Before extracting any bytes, every member in the archive is inspected:

  • Members with absolute paths (starting with /) are rejected.
  • Members containing .. path components are rejected.
  • Symbolic links and hard links are rejected.

Any violation raises ValueError and extraction is aborted before any files are written.

2. PEP 706 data filter (filter='data')

tar.extractall is called with filter='data', which applies Python's built-in safe-extraction filter (standardised in PEP 706). This filter:

  • Strips setuid/setgid bits and device nodes
  • Rejects members that would write outside the destination directory
  • Normalises paths to prevent double-dot traversal that slips past simple string checks

This filter is required by Python 3.12+ to suppress the DeprecationWarning that signals impending removal of the unsafe default behaviour in Python 3.14.
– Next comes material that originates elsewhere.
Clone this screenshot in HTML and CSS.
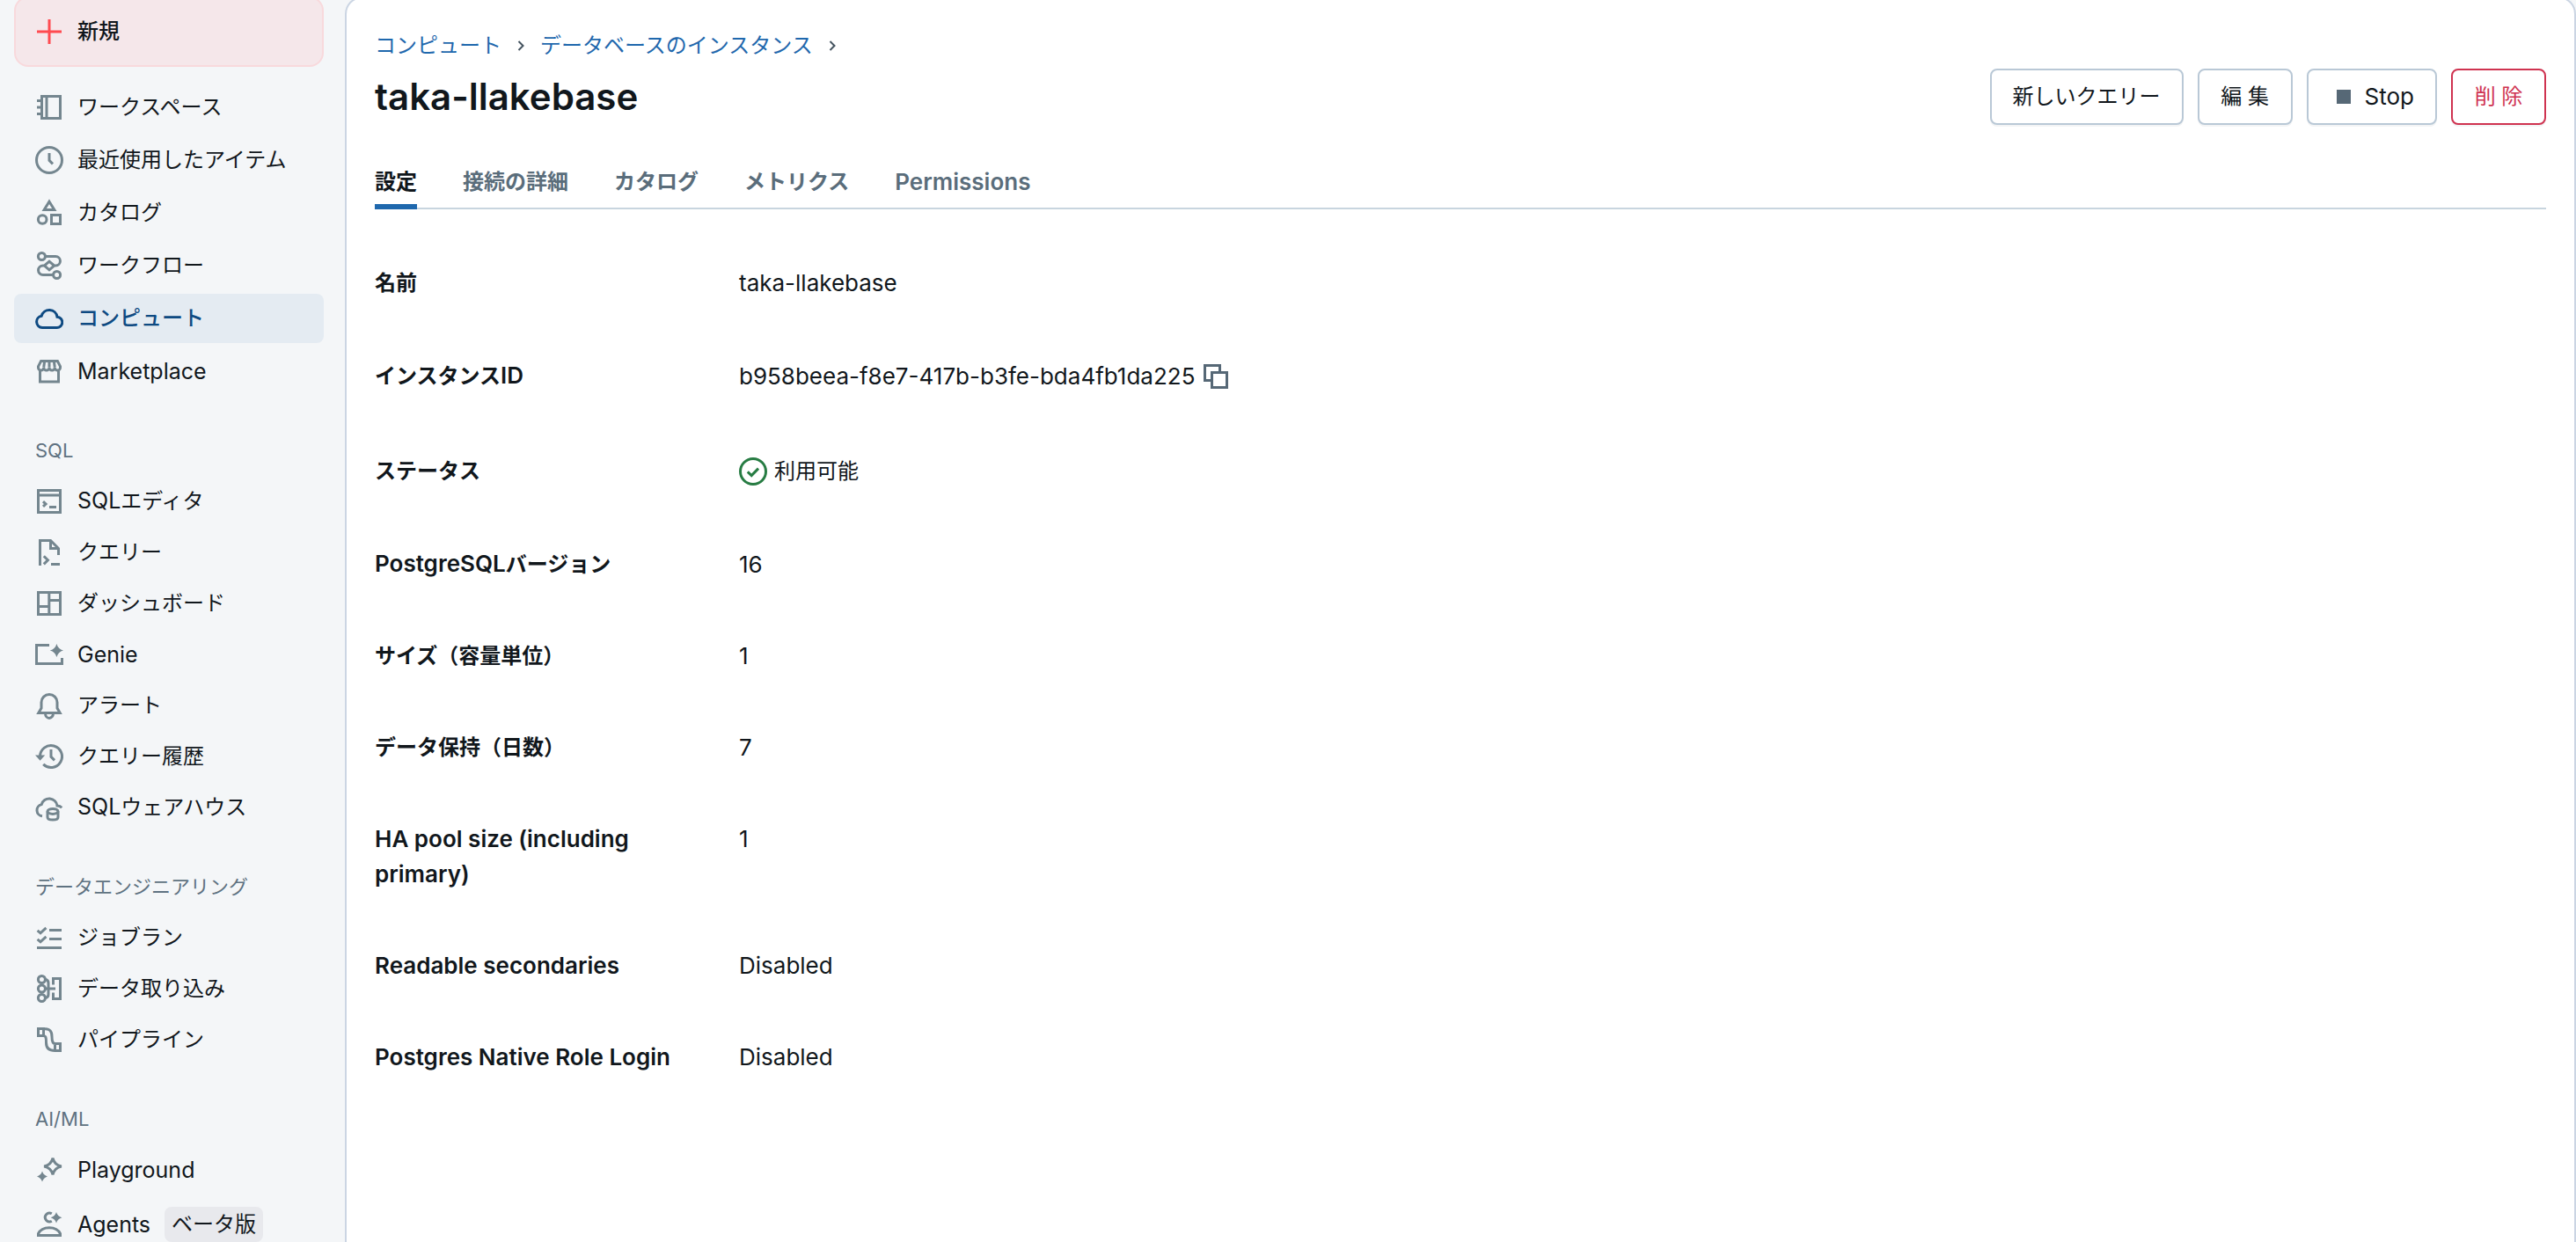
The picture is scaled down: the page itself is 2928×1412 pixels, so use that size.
FILE: index.html
```html
<!DOCTYPE html>
<html lang="ja">
	<head>
		<meta charset="UTF-8">
		<title>taka-llakebase</title>
		<link rel="stylesheet" href="styles.css">
	</head>
	<body>
		<div class="app">
			<nav class="sidebar">
				<button type="button" class="new-btn">
					<svg class="icon" viewBox="0 0 16 16"><path d="M8 1v14M1 8h14"/></svg>
					<span>新規</span>
				</button>

				<ul class="menu menu-top">
					<li><a href="#">
						<svg class="icon" viewBox="0 0 16 16"><path d="M3.75 1.75h10.5v12.5H3.75zM6.5 2v12M1 4.25h2.5M1 8h2.5M1 11.75h2.5"/></svg>
						<span>ワークスペース</span>
					</a></li>
					<li><a href="#">
						<svg class="icon" viewBox="0 0 16 16"><circle cx="8" cy="8" r="7.25"/><path d="M8 4v4.2l2 2"/></svg>
						<span>最近使用したアイテム</span>
					</a></li>
					<li><a href="#">
						<svg class="icon" viewBox="0 0 16 16"><path d="M8 1.6l2.9 4.65H5.1z"/><circle cx="4.1" cy="11.75" r="2.4"/><path d="M9.25 9.25h5v5h-5z"/></svg>
						<span>カタログ</span>
					</a></li>
					<li><a href="#">
						<svg class="icon" viewBox="0 0 16 16"><circle cx="3.7" cy="2.75" r="2"/><circle cx="12.3" cy="13.25" r="2"/><path d="M5.7 2.75h5.9a2.6 2.6 0 0 1 0 5.25h-.8L8 10.4 5.2 8 8 5.6 10.8 8M5.2 8h-.8a2.6 2.6 0 0 0 0 5.25h5.9"/></svg>
						<span>ワークフロー</span>
					</a></li>
					<li><a href="#" class="active">
						<svg class="icon" viewBox="0 0 16 16"><path d="M4 13.25h8.2a3.05 3.05 0 0 0 .3-6.1A4.55 4.55 0 0 0 3.6 6.6 3.35 3.35 0 0 0 4 13.25z"/></svg>
						<span>コンピュート</span>
					</a></li>
					<li><a href="#">
						<svg class="icon" viewBox="0 0 16 16"><path d="M2.75 7.5v6.5h10.5V7.5M3.3 2.25h9.4l1.55 3v.7a1.55 1.55 0 0 1-3.1 0 1.57 1.57 0 0 1-3.15 0 1.57 1.57 0 0 1-3.15 0 1.55 1.55 0 0 1-3.1 0v-.7zM5.3 2.5l-.45 3.4M8 2.5v3.4M10.7 2.5l.45 3.4"/></svg>
						<span class="en">Marketplace</span>
					</a></li>
				</ul>

				<h2 class="menu-title">SQL</h2>
				<ul class="menu">
					<li><a href="#">
						<svg class="icon" viewBox="0 0 16 16"><path d="M1.75 1.75h12.5v12.5H1.75zM2 4.5h12M4.5 8.1L6 9.5l-1.5 1.4M8 11.25h4"/></svg>
						<span><span class="en-part">SQL</span>エディタ</span>
					</a></li>
					<li><a href="#">
						<svg class="icon" viewBox="0 0 16 16"><path d="M2.75 15.5V1.25h6l4.5 4.5V9.5M8.75 1.5v4.25h4.5M4.9 10.1l2.3 2.3-2.3 2.3M9 14.75h5"/></svg>
						<span>クエリー</span>
					</a></li>
					<li><a href="#">
						<svg class="icon" viewBox="0 0 16 16"><path d="M1.75 1.75h12.5v12.5H1.75zM7.9 2v12M8 6.25h6M2 9.75h6"/></svg>
						<span>ダッシュボード</span>
					</a></li>
					<li><a href="#">
						<svg class="icon" viewBox="0 0 16 16"><path d="M8 2.75H.75v10.5h14.5V10"/><path class="fill" d="M12.2 2q.8 2.9 3.8 3.75-3 .85-3.8 3.75-.8-2.9-3.8-3.75 3-.85 3.8-3.75z"/></svg>
						<span class="en">Genie</span>
					</a></li>
					<li><a href="#">
						<svg class="icon" viewBox="0 0 16 16"><path d="M1.9 12.25h12.2L12.5 9.5V6.25a4.5 4.5 0 0 0-9 0V9.5zM5.75 12.5a2.25 2.7 0 0 0 4.5 0"/></svg>
						<span>アラート</span>
					</a></li>
					<li><a href="#">
						<svg class="icon" viewBox="0 0 16 16"><path d="M2.75 8A6.25 6.25 0 1 1 4.6 12.45M9 4v4.2l2 2"/><path class="fill" d="M0 7.2h5.6L2.8 10.4z"/></svg>
						<span>クエリー履歴</span>
					</a></li>
					<li><a href="#">
						<svg class="icon" viewBox="0 0 16 16"><path d="M4 12.9A3.35 3.35 0 0 1 3.6 6.3 4.55 4.55 0 0 1 12.5 7q1.7.1 2.6 1.1"/><ellipse cx="10" cy="10.2" rx="3" ry="1.5"/><path d="M7 10.2v3.3c0 2 6 2 6 0v-3.3"/></svg>
						<span><span class="en-part">SQL</span>ウェアハウス</span>
					</a></li>
				</ul>

				<h2 class="menu-title">データエンジニアリング</h2>
				<ul class="menu">
					<li><a href="#">
						<svg class="icon" viewBox="0 0 16 16"><path d="M8 3.75h7M8 8.75h7M1 13.75h14M1.3 3.9L3 5.4l3.2-3M1.3 8.9L3 10.4l3.2-3"/></svg>
						<span>ジョブラン</span>
					</a></li>
					<li><a href="#">
						<svg class="icon" viewBox="0 0 16 16"><circle cx="3.7" cy="2.75" r="2"/><circle cx="3.7" cy="8" r="2"/><circle cx="3.7" cy="13.25" r="2"/><path d="M5.7 2.75q1.8.2 1.8 2v6.5q0 1.8-1.8 2M5.7 8h5.8M10.25 5.75v-3.5h4v11.5h-4v-3.5"/></svg>
						<span>データ取り込み</span>
					</a></li>
					<li><a href="#">
						<svg class="icon" viewBox="0 0 16 16"><path d="M1.75 1.75h3v4h-3zM11.25 10.25h3v4h-3zM4.75 1.75c4 0 4.75 1.75 4.75 4.5 0 2.5.3 4 1.75 4M4.75 5.75c1.2 0 1.5.75 1.5 4 0 3 1.5 4.5 5 4.5"/></svg>
						<span>パイプライン</span>
					</a></li>
				</ul>

				<h2 class="menu-title">AI/ML</h2>
				<ul class="menu">
					<li><a href="#">
						<svg class="icon" viewBox="0 0 16 16"><path d="M10 1.3q.9 3.8 4.9 4.7-4 .9-4.9 4.7Q9.1 6.9 5.1 6 9.100 5.1 10 1.3z"/><path class="fill" d="M4 8.8q.7 2.3 3 3-2.3.7-3 3-.7-2.3-3-3 2.3-.7 3-3z"/></svg>
						<span class="en">Playground</span>
					</a></li>
					<li><a href="#" class="with-tag">
						<svg class="icon" viewBox="0 0 16 16"><path d="M1.75 14.25v-1C4 8.7 12 8.7 14.25 13.25v1zM9.4 1.9a2.45 2.45 0 1 0 0 4.2"/><path class="fill" d="M12 1q.7 2.5 3.2 3.1Q12.7 4.8 12 7.2q-.7-2.4-3.2-3.1Q11.3 3.5 12 1z"/></svg>
						<span class="en">Agents</span>
						<span class="tag">ベータ版</span>
					</a></li>
				</ul>
			</nav>

			<main class="content">
				<div class="breadcrumb">
					<a href="#">コンピュート</a>
					<svg class="chevron" viewBox="0 0 8 12"><path d="M1.5 1l5 5-5 5"/></svg>
					<a href="#">データベースのインスタンス</a>
					<svg class="chevron" viewBox="0 0 8 12"><path d="M1.5 1l5 5-5 5"/></svg>
				</div>

				<header class="title-bar">
					<h1>taka-llakebase</h1>
					<div class="actions">
						<button type="button" class="btn">新しいクエリー</button>
						<button type="button" class="btn">編 集</button>
						<button type="button" class="btn en"><svg class="icon" viewBox="0 0 16 16"><path class="fill" d="M4 4h8v8H4z"/></svg>Stop</button>
						<button type="button" class="btn btn-danger">削 除</button>
					</div>
				</header>

				<div class="tabs" role="tablist">
					<button type="button" role="tab" class="tab selected" aria-selected="true">設定</button>
					<button type="button" role="tab" class="tab">接続の詳細</button>
					<button type="button" role="tab" class="tab">カタログ</button>
					<button type="button" role="tab" class="tab">メトリクス</button>
					<button type="button" role="tab" class="tab en">Permissions</button>
				</div>

				<dl class="details">
					<div class="row"><dt>名前</dt><dd class="en">taka-llakebase</dd></div>
					<div class="row row-icon">
						<dt>インスタンス<span class="en-part">ID</span></dt>
						<dd class="en">b958beea-f8e7-417b-b3fe-bda4fb1da225
							<button type="button" class="copy" aria-label="コピー"><svg class="icon" viewBox="0 0 16 16"><path d="M5 10.25H1.75v-8.5h8.5V5M5.75 5.75h8.5v8.5h-8.5z"/></svg></button>
						</dd>
					</div>
					<div class="row row-icon">
						<dt>ステータス</dt>
						<dd><svg class="icon ok" viewBox="0 0 16 16"><circle cx="8" cy="8" r="7.25"/><path d="M4.9 8.2l2.2 2.1 3.9-4"/></svg>利用可能</dd>
					</div>
					<div class="row"><dt><span class="en-part">PostgreSQL</span>バージョン</dt><dd class="en">16</dd></div>
					<div class="row"><dt>サイズ（容量単位）</dt><dd class="en">1</dd></div>
					<div class="row"><dt>データ保持（日数）</dt><dd class="en">7</dd></div>
					<div class="row"><dt class="en">HA pool size (including primary)</dt><dd class="en">1</dd></div>
					<div class="row"><dt class="en">Readable secondaries</dt><dd class="en">Disabled</dd></div>
					<div class="row"><dt class="en">Postgres Native Role Login</dt><dd class="en">Disabled</dd></div>
				</dl>
			</main>
		</div>
	</body>
</html>
```
FILE: styles.css
```css
*{padding:0;margin:0;box-sizing:border-box;}
body{
	background:#f4f6f8;
	color:#11171c;
	font-family:Inter,"Noto Sans CJK JP",sans-serif;
	font-size:24px;
	line-height:40px;
}
ul{list-style:none;}
a{text-decoration:none;color:inherit;}
button{font:inherit;color:inherit;background:none;border:0;cursor:pointer;}

.app{display:flex;height:100vh;overflow:hidden;}

/* latin text runs a little larger than the japanese */
.en,.en-part{font-size:26px;}
.en-part{line-height:1;}
.sidebar .en,.sidebar .en-part{font-size:25px;}

.icon{
	width:32px;
	height:32px;
	flex:none;
	fill:none;
	stroke:currentColor;
	stroke-width:1.5;
}
.icon .fill{fill:currentColor;stroke:none;}

/* sidebar */
.sidebar{width:392px;flex:none;padding:0 24px 0 16px;margin-top:-4px;}
.new-btn{
	display:flex;
	align-items:center;
	gap:16px;
	width:100%;
	height:80px;
	padding:0 22px;
	border:2px solid #f8d9dc;
	border-radius:16px;
	background:#f5e7ea;
	font-weight:500;
}
.new-btn .icon{color:#ff4b50;}
.menu{display:flex;flex-direction:column;gap:2px;}
.menu-top{gap:4px;margin-top:18px;}
.menu a{
	display:flex;
	align-items:center;
	gap:16px;
	padding:8px 24px;
	border-radius:8px;
}
.menu .icon{color:#74868f;}
.menu .active{background:#e4ebf2;color:#0e4a82;font-weight:500;}
.menu .active .icon{color:#0e4a82;}
.menu .with-tag{padding:12px 24px;}
.menu-title{
	margin:42px 0 10px;
	padding-left:24px;
	font-size:22px;
	font-weight:400;
	color:#5f7281;
}
.tag{padding:0 8px;border-radius:8px;background:#e8e9ed;}

/* content */
.content{
	flex:1;
	margin-top:-4px;
	padding:34px 32px 0;
	border:2px solid #cbd5e3;
	border-bottom:0;
	border-radius:20px 20px 0 0;
	background:#fff;
}
.breadcrumb{display:flex;align-items:center;gap:18px;color:#1f68ad;}
.chevron{width:8px;height:12px;fill:none;stroke:#44535f;stroke-width:2;}
.title-bar{display:flex;justify-content:space-between;align-items:center;margin-top:6px;}
h1{font-size:42px;font-weight:600;line-height:64px;}
.actions{display:flex;gap:16px;}
.btn{
	display:flex;
	align-items:center;
	justify-content:center;
	gap:8px;
	min-width:108px;
	height:64px;
	padding:0 24px;
	border:2px solid #b9c8d6;
	border-radius:8px;
	background:#fff;
	box-shadow:0 2px 0 #f3f4f5;
}
.btn .icon{color:#566876;}
.btn-danger{border-color:#cf3350;color:#cf3350;}

.tabs{display:flex;gap:52px;margin-top:44px;border-bottom:2px solid #c8d5df;}
.tab{
	height:52px;
	margin-bottom:-2px;
	padding-bottom:4px;
	border-bottom:6px solid transparent;
	font-weight:600;
	color:#5a6d7b;
}
.tab.selected{border-color:#1f68ad;color:#11171c;}

.details{display:flex;flex-direction:column;gap:64px;margin-top:64px;}
.row{display:grid;grid-template-columns:350px 1fr;column-gap:64px;}
.row dt{font-weight:600;}
.row dd{display:flex;align-items:center;align-self:start;gap:8px;}
.row-icon{min-height:44px;align-items:center;}
.row-icon dd{align-self:center;}
.copy{display:flex;color:#566876;}
.ok{color:#277c43;}
```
3. Extract-then-validate-then-move pattern

Extraction always lands in a temporary directory (tempfile.TemporaryDirectory). The extracted content is validated against validate_pack_structure before being moved to its final installation path. If validation fails, the temporary directory is discarded automatically and the installation directory is never touched.

Path containment check (R-PT-1 — implemented): After extracting the archive, the pack name is read from manifest.json (attacker-controlled content). The code asserts that (install_dir / pack_name).resolve() is contained within install_dir.resolve() before performing the shutil.move. A crafted manifest with a name such as ../../target raises ValueError: Pack name '...' resolves outside installation directory and the move is aborted.


Python API

package_pack

from wikigr.packs.distribution import package_pack
from pathlib import Path

archive_path = package_pack(
    pack_dir: Path,
    output_path: Path,
) -> Path

Create a .tar.gz archive from a pack directory.

Parameters:

Parameter Type Description
pack_dir Path Source pack directory
output_path Path Destination path for the .tar.gz file

Returns: output_path (the archive that was written).

Raises:

Exception When
FileNotFoundError pack_dir does not exist
ValueError Pack structure validation failed (missing required files)

Example:

from pathlib import Path
from wikigr.packs.distribution import package_pack

archive = package_pack(
    pack_dir=Path("data/packs/go-expert"),
    output_path=Path("dist/go-expert.tar.gz"),
)
print(f"Created {archive} ({archive.stat().st_size // 1024} KB)")

unpackage_pack

from wikigr.packs.distribution import unpackage_pack
from pathlib import Path

installed_path = unpackage_pack(
    archive_path: Path,
    install_dir: Path,
) -> Path

Extract and install a pack archive.

Parameters:

Parameter Type Description
archive_path Path Path to the .tar.gz archive
install_dir Path Base installation directory (e.g. ~/.wikigr/packs)

Returns: install_dir / manifest.name — the final path of the installed pack.

Raises:

Exception When
FileNotFoundError archive_path does not exist
tarfile.TarError Archive is corrupt or not a valid tar file
ValueError Archive contains illegal paths, symlinks, or fails pack validation

Side effects: - Creates install_dir if it does not exist. - If a pack with the same name is already installed, it is replaced (the old directory is removed with shutil.rmtree before the new one is moved in).

Example:

from pathlib import Path
from wikigr.packs.distribution import unpackage_pack

installed = unpackage_pack(
    archive_path=Path("dist/go-expert.tar.gz"),
    install_dir=Path.home() / ".wikigr" / "packs",
)
print(f"Installed to {installed}")

CLI equivalent

The wikigr pack commands use these functions internally:

# Package a local pack directory
wikigr pack package data/packs/go-expert --output dist/go-expert.tar.gz

# Install a pack from an archive
wikigr pack install dist/go-expert.tar.gz

See CLI Commands for the full command reference.